Apesar do amplo conhecimento acadêmico – Fernando é graduado em engenharia ambiental e possui doutorado em saneamento e recursos hídricos – e da vasta experiência no setor privado – a partir de consultorias em projetos de saneamento básico, com ênfase no gerenciamento de resíduos sólidos urbanos –, o executivo conta que ele e sua equipe precisaram de nada menos que 12 meses para entender a cadeia de logística reversa brasileira.

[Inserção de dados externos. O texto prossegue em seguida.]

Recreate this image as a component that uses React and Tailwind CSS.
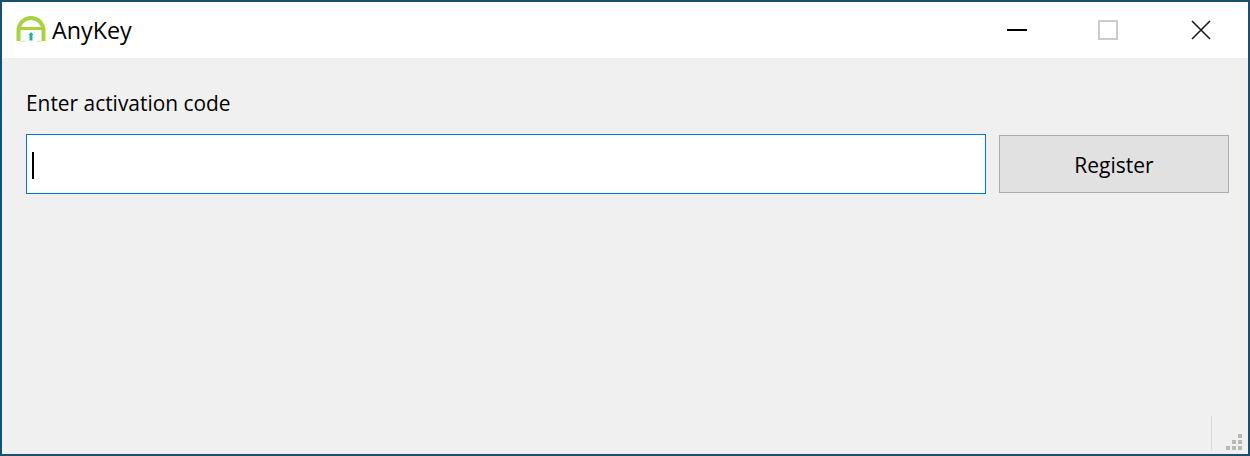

As apostas sobre o segmento de logística reversa ganharam um novo impulso a partir de compromissos assinados no âmbito do Acordo de Paris, e ratificados na COP26, ocorrida recentemente, em Glasgow (Escócia). As autoridades brasileiras, por exemplo, saíram do encontro falando em instalar pontos de coleta de lixo eletrônico, até abril de 2022, nas principais cidades da Amazônia Legal: Manaus (AM), Rio Branco (AC), Macapá (AP), Belém (PA), Porto Velho (RO), Boa Vista (RR), Palmas (TO), Cuiabá (MT) e São Luís (MA).
Por outro lado, cresceu a disposição das empresas em se mostrarem como neutras na geração de resíduo (Net Zero), em função da disseminação do conceito ESG, que valoriza a preocupação com ações ligadas ao meio ambiente, ao social e à governança corporativa. Independentemente de todas as perspectivas, os números mostram que ainda há muito por ser feito. Exemplo: apenas quatro das 27 unidades da federação possuem regulamentação para atividade de logística reversa. Além disso, os lixões ainda são uma realidade em praticamente todas as cidades do país.
É neste contexto que cresce a importância de iniciativas como a Central de Custódia. Afinal, mais que fazer, é preciso fazer da forma correta. “Nosso objetivo é trazer transparência e economia à cadeia de reciclagem e logística reversa”, finaliza Fernando.
Artigo atualizado às 12h, de 10/12/2021, para corrigir a data nas aspas, no 5º parágrafo.